Chinese banks’ exposure to the property sector tops that of any other industry, making them vulnerable to the woes that have already roiled capital markets and burned the nation’s middle class.
In a worst-case scenario, S&P Global Ratings estimated that 2.4 trillion yuan, or 6.4 per cent of mortgages, are at risk amid a mortgage boycott across more than 90 cities as millions of homes have been left unfinished.
Agricultural Bank has reported 660 million yuan of overdue mortgages on unfinished developments, the largest amount among peers that have disclosed their holdings. The bank’s non-performing loan ratio on real estate grew to 3.97 per cent, from 3.39 per cent at the end of 2021.
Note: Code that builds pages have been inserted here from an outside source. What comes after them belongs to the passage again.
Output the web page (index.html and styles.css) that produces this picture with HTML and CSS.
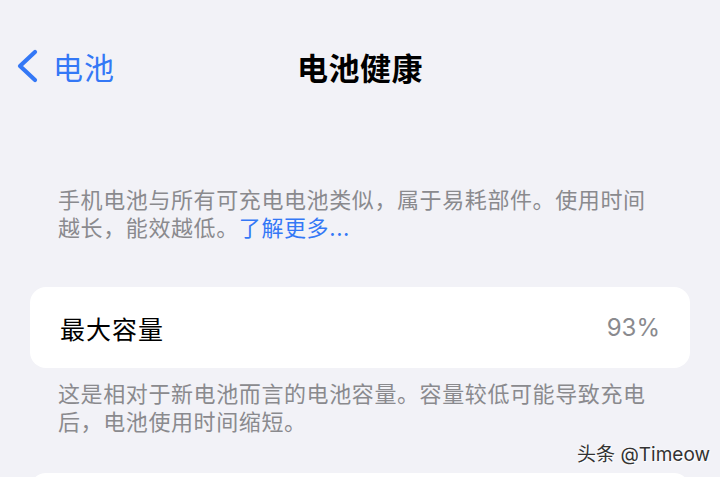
FILE: index.html
```html
<!DOCTYPE html>
<html lang="zh-CN">
<head>
    <meta charset="UTF-8">
    <meta name="viewport" content="width=device-width, initial-scale=1.0">
    <title>电池健康</title>
    <link rel="stylesheet" href="styles.css">
</head>
<body>
    <div class="screen">
        <div class="nav-bar">
            <a class="back" href="#">
                <svg class="chevron" width="24" height="36" viewBox="0 0 24 36">
                    <path d="M19 4 L4 18 L19 32" fill="none" stroke="#3478f6" stroke-width="4.2" stroke-linecap="round" stroke-linejoin="round"/>
                </svg>
                <span>电池</span>
            </a>
            <h1 class="title">电池健康</h1>
        </div>

        <div class="note intro">
            <div class="line">手机电池与所有可充电电池类似，属于易耗部件。使用时间</div>
            <div class="line"><span>越长，能效越低。</span><a href="#">了解更多...</a></div>
        </div>

        <div class="card">
            <div class="row">
                <span class="label">最大容量</span>
                <span class="value">93%</span>
            </div>
        </div>

        <p class="note">这是相对于新电池而言的电池容量。容量较低可能导致充电后，电池使用时间缩短。</p>

        <div class="card next"></div>

        <div class="watermark">头条 @Timeow</div>
    </div>
</body>
</html>
```

FILE: styles.css
```css
body {
    margin: 0;
    padding: 0;
    background-color: #f2f2f7;
    font-family: Inter, "Noto Sans CJK SC", sans-serif;
    color: #000;
    overflow: hidden;
}

.screen {
    position: relative;
    width: 720px;
    height: 477px;
    overflow: hidden;
}

.nav-bar {
    position: relative;
    display: flex;
    align-items: center;
    justify-content: center;
    height: 52px;
    margin-top: 40px;
}

.back {
    position: absolute;
    left: 16px;
    top: 0;
    height: 52px;
    display: flex;
    align-items: center;
    gap: 13px;
    color: #3478f6;
    text-decoration: none;
    font-size: 30px;
    letter-spacing: 1px;
}

.chevron {
    display: block;
}

.title {
    margin: 0;
    font-size: 31px;
    font-weight: 700;
    letter-spacing: 0.5px;
}

.note {
    margin: 0;
    padding: 0 60px 0 58px;
    font-size: 22px;
    line-height: 28px;
    letter-spacing: 0.6px;
    color: #8a8a8e;
}

.intro {
    margin-top: 94px;
    padding-right: 0;
}

.line {
    white-space: nowrap;
}

.intro a {
    color: #3478f6;
    text-decoration: none;
}

.card {
    margin: 45px 30px 12px;
    background: #fff;
    border-radius: 16px;
}

.row {
    display: flex;
    align-items: center;
    justify-content: space-between;
    height: 81px;
    padding: 0 30px;
}

.label {
    font-size: 25px;
    letter-spacing: 1px;
}

.value {
    font-size: 24px;
    color: #8a8a8e;
}

.card.next {
    margin-top: 37px;
    height: 40px;
}

.watermark {
    position: absolute;
    right: 10px;
    top: 439px;
    font-size: 19px;
    color: #333;
    text-shadow: 0 0 2px #fff, 1px 1px 1px #fff;
}
```
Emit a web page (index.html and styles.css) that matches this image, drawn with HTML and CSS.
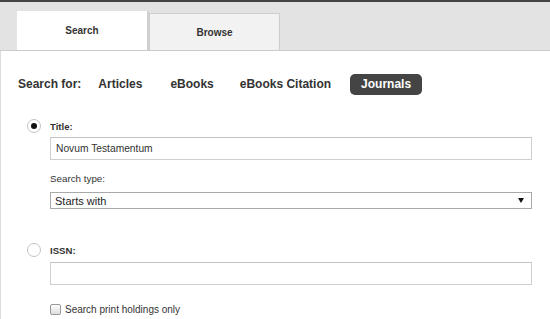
FILE: index.html
```html
<!DOCTYPE html>
<html>
<head>
<meta charset="utf-8">
<link rel="stylesheet" href="styles.css">
</head>
<body>
<div class="header">
  <div class="tab tab-active">Search</div>
  <div class="tab tab-inactive">Browse</div>
</div>
<div class="content">
  <div class="searchfor">
    <span class="sf-label">Search for:</span>
    <span class="sf-item">Articles</span>
    <span class="sf-item">eBooks</span>
    <span class="sf-item sf-citation">eBooks Citation</span>
    <span class="sf-item sf-active">Journals</span>
  </div>
  <div class="form">
    <div class="radio-row">
      <span class="radio radio-on"></span>
      <span class="field-label">Title:</span>
    </div>
    <div class="textbox tb-title">Novum Testamentum</div>
    <div class="sub-label">Search type:</div>
    <div class="select">
      <span>Starts with</span>
      <span class="arrow"></span>
    </div>
    <div class="radio-row row-issn">
      <span class="radio"></span>
      <span class="field-label">ISSN:</span>
    </div>
    <div class="textbox tb-issn"></div>
    <div class="check-row">
      <span class="checkbox"></span>
      <span class="check-label">Search print holdings only</span>
    </div>
  </div>
</div>
</body>
</html>
```

FILE: styles.css
```css
* { box-sizing: border-box; }
html, body { margin: 0; padding: 0; background: #fff; }
body {
  font-family: "Liberation Sans", Arial, sans-serif;
  color: #333;
  width: 550px;
  height: 319px;
  display: flex;
  flex-direction: column;
}
.header {
  flex: none;
  border-top: 2px solid #444;
  background: #e3e3e3;
  height: 51px;
  border-bottom: 1px solid #cbcbcb;
  display: flex;
  align-items: flex-end;
  padding-left: 17px;
}
.tab {
  display: flex;
  align-items: center;
  justify-content: center;
  font-size: 10px;
  font-weight: bold;
  color: #333;
}
.tab-active {
  width: 132px;
  height: 39px;
  background: #fff;
  border-right: 2px solid #d0d0d0;
}
.tab-inactive {
  width: 131px;
  height: 37px;
  background: #f2f2f2;
  border: 1px solid #cdcdcd;
  border-bottom: none;
  padding-top: 1px;
}
.content {
  flex: 1;
  min-height: 0;
  border-left: 1px solid #dcdcdc;
}
.searchfor {
  display: flex;
  align-items: center;
  margin-top: 23px;
  padding-left: 17px;
  height: 20px;
  font-size: 12px;
  font-weight: bold;
  color: #333;
}
.sf-label { margin-right: 6px; }
.sf-item {
  padding: 0 11px;
  height: 20px;
  line-height: 20px;
  margin-right: 6px;
  border-radius: 5px;
}
.sf-citation { margin-left: -2px; margin-right: 8px; }
.sf-active {
  background: #444;
  color: #fff;
  height: 21px;
  line-height: 21px;
}
.form {
  padding: 0 18px 0 26px;
}
.radio-row {
  display: flex;
  align-items: center;
  height: 14px;
  margin-top: 25px;
}
.row-issn { margin-top: 34px; }
.radio {
  width: 14px;
  height: 14px;
  border-radius: 50%;
  border: 1px solid #c4c4c4;
  background: #fff;
  display: flex;
  align-items: center;
  justify-content: center;
  margin-right: 9px;
}
.radio-on::after {
  content: "";
  width: 6px;
  height: 6px;
  border-radius: 50%;
  background: #111;
}
.field-label {
  font-size: 9.6px;
  font-weight: bold;
  color: #333;
}
.textbox {
  margin-left: 23px;
  height: 23px;
  border: 1px solid #cfcfcf;
  border-top-color: #c4c4c4;
  background: #fff;
  font-size: 10.25px;
  color: #333;
  display: flex;
  align-items: center;
  padding-left: 5px;
}
.tb-title { margin-top: 4px; }
.tb-issn { margin-top: 5px; }
.sub-label {
  margin-left: 23px;
  margin-top: 13px;
  height: 12px;
  line-height: 12px;
  font-size: 9.8px;
  color: #333;
}
.select {
  margin-left: 23px;
  margin-top: 7px;
  height: 17px;
  border: 1px solid #a9a9a9;
  background: #fff;
  display: flex;
  align-items: center;
  justify-content: space-between;
  padding: 0 5px 0 4px;
  font-size: 11px;
  color: #222;
}
.arrow {
  width: 0;
  height: 0;
  border-left: 3px solid transparent;
  border-right: 3px solid transparent;
  border-top: 5px solid #111;
  margin-right: 2px;
}
.check-row {
  display: flex;
  align-items: center;
  margin-left: 23px;
  margin-top: 18px;
  height: 12px;
}
.checkbox {
  width: 11px;
  height: 11px;
  border: 1px solid #9a9a9a;
  border-radius: 2px;
  background: linear-gradient(#fdfdfd, #dedede);
  margin-right: 4px;
}
.check-label {
  font-size: 10px;
  color: #333;
}
```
China’s banks last week lowered their benchmark lending rates, including on mortgage loans, for the second time this year, adding pressure on their margins. The overall margin has narrowed to 1.94 per cent in the second quarter, from 1.98 per cent three months earlier, according to the banking regulator.
Agricultural Bank’s net interest margin narrowed to 2.02 per cent from 2.12 per cent. The lender could soon also see a shake-up in its management leading up to China’s Communist Party congress later this year.
The central bank is likely to name Agricultural Bank’s President Zhang Qingsong as a deputy governor of the People’s Bank of China, Caixin reported, citing unidentified people with knowledge of the matter.